[Start of Source excerpt]
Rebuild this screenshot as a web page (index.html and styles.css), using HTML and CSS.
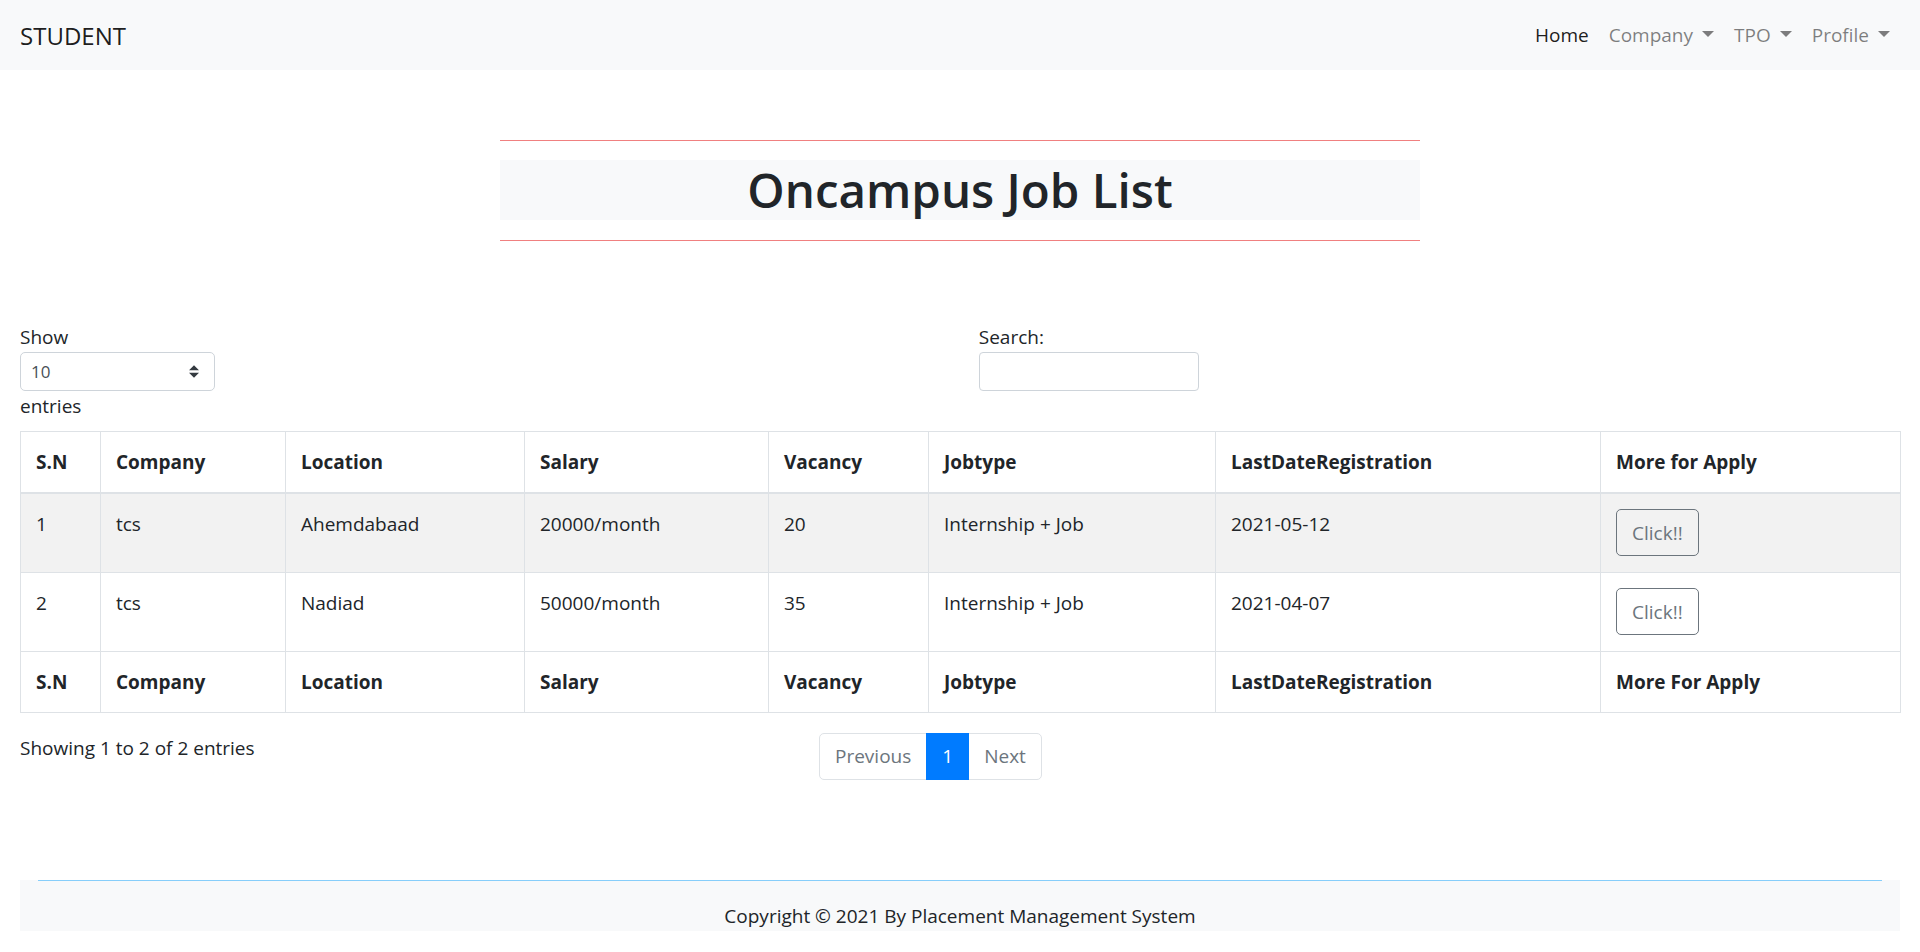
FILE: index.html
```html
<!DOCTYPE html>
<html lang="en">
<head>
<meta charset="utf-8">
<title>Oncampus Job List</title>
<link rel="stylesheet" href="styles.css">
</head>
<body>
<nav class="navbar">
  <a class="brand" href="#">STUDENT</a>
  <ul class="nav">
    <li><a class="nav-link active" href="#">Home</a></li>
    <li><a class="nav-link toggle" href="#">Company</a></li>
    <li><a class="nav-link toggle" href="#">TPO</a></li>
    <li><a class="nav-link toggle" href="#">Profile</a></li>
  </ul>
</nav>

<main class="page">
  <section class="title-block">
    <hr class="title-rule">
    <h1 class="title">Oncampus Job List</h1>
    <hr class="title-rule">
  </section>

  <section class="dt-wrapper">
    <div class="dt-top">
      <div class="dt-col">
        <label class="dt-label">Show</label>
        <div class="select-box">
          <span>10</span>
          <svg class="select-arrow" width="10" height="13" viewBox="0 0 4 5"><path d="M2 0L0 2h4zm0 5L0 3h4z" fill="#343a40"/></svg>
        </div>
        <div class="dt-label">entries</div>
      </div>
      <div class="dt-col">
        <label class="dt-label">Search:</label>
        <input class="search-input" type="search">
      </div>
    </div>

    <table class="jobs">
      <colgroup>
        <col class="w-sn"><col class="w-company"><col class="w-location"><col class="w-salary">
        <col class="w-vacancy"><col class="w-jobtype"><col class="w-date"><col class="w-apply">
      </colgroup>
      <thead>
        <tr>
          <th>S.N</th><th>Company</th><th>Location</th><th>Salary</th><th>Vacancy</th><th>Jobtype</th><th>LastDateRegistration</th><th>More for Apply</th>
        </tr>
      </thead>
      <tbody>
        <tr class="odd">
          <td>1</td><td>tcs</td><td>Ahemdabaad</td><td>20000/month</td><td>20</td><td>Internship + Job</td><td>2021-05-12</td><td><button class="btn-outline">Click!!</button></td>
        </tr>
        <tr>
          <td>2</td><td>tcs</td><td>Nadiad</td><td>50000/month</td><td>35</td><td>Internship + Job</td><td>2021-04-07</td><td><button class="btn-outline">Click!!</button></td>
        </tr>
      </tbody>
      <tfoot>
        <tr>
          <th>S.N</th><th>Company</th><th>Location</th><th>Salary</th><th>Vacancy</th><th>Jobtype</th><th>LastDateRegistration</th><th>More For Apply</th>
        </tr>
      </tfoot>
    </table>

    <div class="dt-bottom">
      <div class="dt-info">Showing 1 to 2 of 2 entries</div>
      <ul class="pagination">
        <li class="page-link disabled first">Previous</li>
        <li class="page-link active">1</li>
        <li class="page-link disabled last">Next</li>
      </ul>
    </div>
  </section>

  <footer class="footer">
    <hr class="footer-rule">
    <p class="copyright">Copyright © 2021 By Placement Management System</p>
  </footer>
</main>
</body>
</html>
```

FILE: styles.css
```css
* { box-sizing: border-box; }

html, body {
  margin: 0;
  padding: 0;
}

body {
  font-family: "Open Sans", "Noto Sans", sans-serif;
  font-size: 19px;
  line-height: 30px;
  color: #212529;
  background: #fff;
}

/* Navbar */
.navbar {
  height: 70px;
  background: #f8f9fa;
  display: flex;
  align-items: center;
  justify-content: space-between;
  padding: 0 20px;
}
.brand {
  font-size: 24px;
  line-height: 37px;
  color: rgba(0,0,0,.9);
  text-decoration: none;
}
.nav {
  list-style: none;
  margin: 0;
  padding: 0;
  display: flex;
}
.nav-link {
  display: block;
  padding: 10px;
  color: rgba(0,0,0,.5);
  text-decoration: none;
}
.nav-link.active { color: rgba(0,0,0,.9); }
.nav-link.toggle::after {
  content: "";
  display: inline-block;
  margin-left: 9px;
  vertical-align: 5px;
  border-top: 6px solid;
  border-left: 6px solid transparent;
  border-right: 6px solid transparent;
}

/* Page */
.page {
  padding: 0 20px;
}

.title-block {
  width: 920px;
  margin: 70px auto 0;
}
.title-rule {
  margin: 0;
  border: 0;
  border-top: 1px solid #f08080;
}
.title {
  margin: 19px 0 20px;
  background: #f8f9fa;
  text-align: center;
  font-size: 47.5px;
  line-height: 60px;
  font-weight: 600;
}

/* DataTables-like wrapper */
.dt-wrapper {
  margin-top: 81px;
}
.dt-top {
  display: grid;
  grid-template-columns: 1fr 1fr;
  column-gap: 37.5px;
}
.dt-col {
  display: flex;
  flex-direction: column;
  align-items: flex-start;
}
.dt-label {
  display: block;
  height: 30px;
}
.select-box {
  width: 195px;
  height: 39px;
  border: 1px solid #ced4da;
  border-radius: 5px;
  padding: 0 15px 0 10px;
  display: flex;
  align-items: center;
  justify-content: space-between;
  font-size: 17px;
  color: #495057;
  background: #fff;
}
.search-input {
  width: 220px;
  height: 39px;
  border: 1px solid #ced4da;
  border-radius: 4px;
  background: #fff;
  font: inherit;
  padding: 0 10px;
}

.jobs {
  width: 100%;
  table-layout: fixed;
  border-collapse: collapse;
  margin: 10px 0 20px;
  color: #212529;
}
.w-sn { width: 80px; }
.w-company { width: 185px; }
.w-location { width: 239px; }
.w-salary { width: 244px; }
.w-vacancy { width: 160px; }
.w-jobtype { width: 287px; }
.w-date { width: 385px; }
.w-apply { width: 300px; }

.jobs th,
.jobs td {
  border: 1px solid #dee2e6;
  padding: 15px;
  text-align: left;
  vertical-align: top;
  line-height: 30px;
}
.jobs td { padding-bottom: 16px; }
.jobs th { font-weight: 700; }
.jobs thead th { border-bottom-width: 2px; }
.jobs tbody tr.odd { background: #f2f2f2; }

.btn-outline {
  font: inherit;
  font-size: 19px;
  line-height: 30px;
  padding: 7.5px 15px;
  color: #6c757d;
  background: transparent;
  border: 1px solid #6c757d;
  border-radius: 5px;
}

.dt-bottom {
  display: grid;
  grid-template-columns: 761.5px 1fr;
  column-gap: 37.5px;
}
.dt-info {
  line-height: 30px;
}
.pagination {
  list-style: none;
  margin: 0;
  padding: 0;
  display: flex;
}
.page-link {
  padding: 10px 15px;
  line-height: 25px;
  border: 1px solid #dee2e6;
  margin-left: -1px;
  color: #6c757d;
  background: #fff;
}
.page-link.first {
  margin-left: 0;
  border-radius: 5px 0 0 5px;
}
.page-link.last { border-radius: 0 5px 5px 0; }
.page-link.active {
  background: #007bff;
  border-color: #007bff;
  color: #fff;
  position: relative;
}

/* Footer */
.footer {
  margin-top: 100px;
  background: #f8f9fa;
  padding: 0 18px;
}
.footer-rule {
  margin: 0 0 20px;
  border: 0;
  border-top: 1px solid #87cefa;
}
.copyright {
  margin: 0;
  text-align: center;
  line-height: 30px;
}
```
[End of Source excerpt]
**Aim**
Return each line exactly as written. Any picture gets left out.

**Answer for the task**
Rebuild this screenshot as a web page (index.html and styles.css), using HTML and CSS.
FILE: index.html
```html
<!DOCTYPE html>
<html lang="en">
<head>
<meta charset="utf-8">
<title>Oncampus Job List</title>
<link rel="stylesheet" href="styles.css">
</head>
<body>
<nav class="navbar">
  <a class="brand" href="#">STUDENT</a>
  <ul class="nav">
    <li><a class="nav-link active" href="#">Home</a></li>
    <li><a class="nav-link toggle" href="#">Company</a></li>
    <li><a class="nav-link toggle" href="#">TPO</a></li>
    <li><a class="nav-link toggle" href="#">Profile</a></li>
  </ul>
</nav>

<main class="page">
  <section class="title-block">
    <hr class="title-rule">
    <h1 class="title">Oncampus Job List</h1>
    <hr class="title-rule">
  </section>

  <section class="dt-wrapper">
    <div class="dt-top">
      <div class="dt-col">
        <label class="dt-label">Show</label>
        <div class="select-box">
          <span>10</span>
          <svg class="select-arrow" width="10" height="13" viewBox="0 0 4 5"><path d="M2 0L0 2h4zm0 5L0 3h4z" fill="#343a40"/></svg>
        </div>
        <div class="dt-label">entries</div>
      </div>
      <div class="dt-col">
        <label class="dt-label">Search:</label>
        <input class="search-input" type="search">
      </div>
    </div>

    <table class="jobs">
      <colgroup>
        <col class="w-sn"><col class="w-company"><col class="w-location"><col class="w-salary">
        <col class="w-vacancy"><col class="w-jobtype"><col class="w-date"><col class="w-apply">
      </colgroup>
      <thead>
        <tr>
          <th>S.N</th><th>Company</th><th>Location</th><th>Salary</th><th>Vacancy</th><th>Jobtype</th><th>LastDateRegistration</th><th>More for Apply</th>
        </tr>
      </thead>
      <tbody>
        <tr class="odd">
          <td>1</td><td>tcs</td><td>Ahemdabaad</td><td>20000/month</td><td>20</td><td>Internship + Job</td><td>2021-05-12</td><td><button class="btn-outline">Click!!</button></td>
        </tr>
        <tr>
          <td>2</td><td>tcs</td><td>Nadiad</td><td>50000/month</td><td>35</td><td>Internship + Job</td><td>2021-04-07</td><td><button class="btn-outline">Click!!</button></td>
        </tr>
      </tbody>
      <tfoot>
        <tr>
          <th>S.N</th><th>Company</th><th>Location</th><th>Salary</th><th>Vacancy</th><th>Jobtype</th><th>LastDateRegistration</th><th>More For Apply</th>
        </tr>
      </tfoot>
    </table>

    <div class="dt-bottom">
      <div class="dt-info">Showing 1 to 2 of 2 entries</div>
      <ul class="pagination">
        <li class="page-link disabled first">Previous</li>
        <li class="page-link active">1</li>
        <li class="page-link disabled last">Next</li>
      </ul>
    </div>
  </section>

  <footer class="footer">
    <hr class="footer-rule">
    <p class="copyright">Copyright © 2021 By Placement Management System</p>
  </footer>
</main>
</body>
</html>
```

FILE: styles.css
```css
* { box-sizing: border-box; }

html, body {
  margin: 0;
  padding: 0;
}

body {
  font-family: "Open Sans", "Noto Sans", sans-serif;
  font-size: 19px;
  line-height: 30px;
  color: #212529;
  background: #fff;
}

/* Navbar */
.navbar {
  height: 70px;
  background: #f8f9fa;
  display: flex;
  align-items: center;
  justify-content: space-between;
  padding: 0 20px;
}
.brand {
  font-size: 24px;
  line-height: 37px;
  color: rgba(0,0,0,.9);
  text-decoration: none;
}
.nav {
  list-style: none;
  margin: 0;
  padding: 0;
  display: flex;
}
.nav-link {
  display: block;
  padding: 10px;
  color: rgba(0,0,0,.5);
  text-decoration: none;
}
.nav-link.active { color: rgba(0,0,0,.9); }
.nav-link.toggle::after {
  content: "";
  display: inline-block;
  margin-left: 9px;
  vertical-align: 5px;
  border-top: 6px solid;
  border-left: 6px solid transparent;
  border-right: 6px solid transparent;
}

/* Page */
.page {
  padding: 0 20px;
}

.title-block {
  width: 920px;
  margin: 70px auto 0;
}
.title-rule {
  margin: 0;
  border: 0;
  border-top: 1px solid #f08080;
}
.title {
  margin: 19px 0 20px;
  background: #f8f9fa;
  text-align: center;
  font-size: 47.5px;
  line-height: 60px;
  font-weight: 600;
}

/* DataTables-like wrapper */
.dt-wrapper {
  margin-top: 81px;
}
.dt-top {
  display: grid;
  grid-template-columns: 1fr 1fr;
  column-gap: 37.5px;
}
.dt-col {
  display: flex;
  flex-direction: column;
  align-items: flex-start;
}
.dt-label {
  display: block;
  height: 30px;
}
.select-box {
  width: 195px;
  height: 39px;
  border: 1px solid #ced4da;
  border-radius: 5px;
  padding: 0 15px 0 10px;
  display: flex;
  align-items: center;
  justify-content: space-between;
  font-size: 17px;
  color: #495057;
  background: #fff;
}
.search-input {
  width: 220px;
  height: 39px;
  border: 1px solid #ced4da;
  border-radius: 4px;
  background: #fff;
  font: inherit;
  padding: 0 10px;
}

.jobs {
  width: 100%;
  table-layout: fixed;
  border-collapse: collapse;
  margin: 10px 0 20px;
  color: #212529;
}
.w-sn { width: 80px; }
.w-company { width: 185px; }
.w-location { width: 239px; }
.w-salary { width: 244px; }
.w-vacancy { width: 160px; }
.w-jobtype { width: 287px; }
.w-date { width: 385px; }
.w-apply { width: 300px; }

.jobs th,
.jobs td {
  border: 1px solid #dee2e6;
  padding: 15px;
  text-align: left;
  vertical-align: top;
  line-height: 30px;
}
.jobs td { padding-bottom: 16px; }
.jobs th { font-weight: 700; }
.jobs thead th { border-bottom-width: 2px; }
.jobs tbody tr.odd { background: #f2f2f2; }

.btn-outline {
  font: inherit;
  font-size: 19px;
  line-height: 30px;
  padding: 7.5px 15px;
  color: #6c757d;
  background: transparent;
  border: 1px solid #6c757d;
  border-radius: 5px;
}

.dt-bottom {
  display: grid;
  grid-template-columns: 761.5px 1fr;
  column-gap: 37.5px;
}
.dt-info {
  line-height: 30px;
}
.pagination {
  list-style: none;
  margin: 0;
  padding: 0;
  display: flex;
}
.page-link {
  padding: 10px 15px;
  line-height: 25px;
  border: 1px solid #dee2e6;
  margin-left: -1px;
  color: #6c757d;
  background: #fff;
}
.page-link.first {
  margin-left: 0;
  border-radius: 5px 0 0 5px;
}
.page-link.last { border-radius: 0 5px 5px 0; }
.page-link.active {
  background: #007bff;
  border-color: #007bff;
  color: #fff;
  position: relative;
}

/* Footer */
.footer {
  margin-top: 100px;
  background: #f8f9fa;
  padding: 0 18px;
}
.footer-rule {
  margin: 0 0 20px;
  border: 0;
  border-top: 1px solid #87cefa;
}
.copyright {
  margin: 0;
  text-align: center;
  line-height: 30px;
}
```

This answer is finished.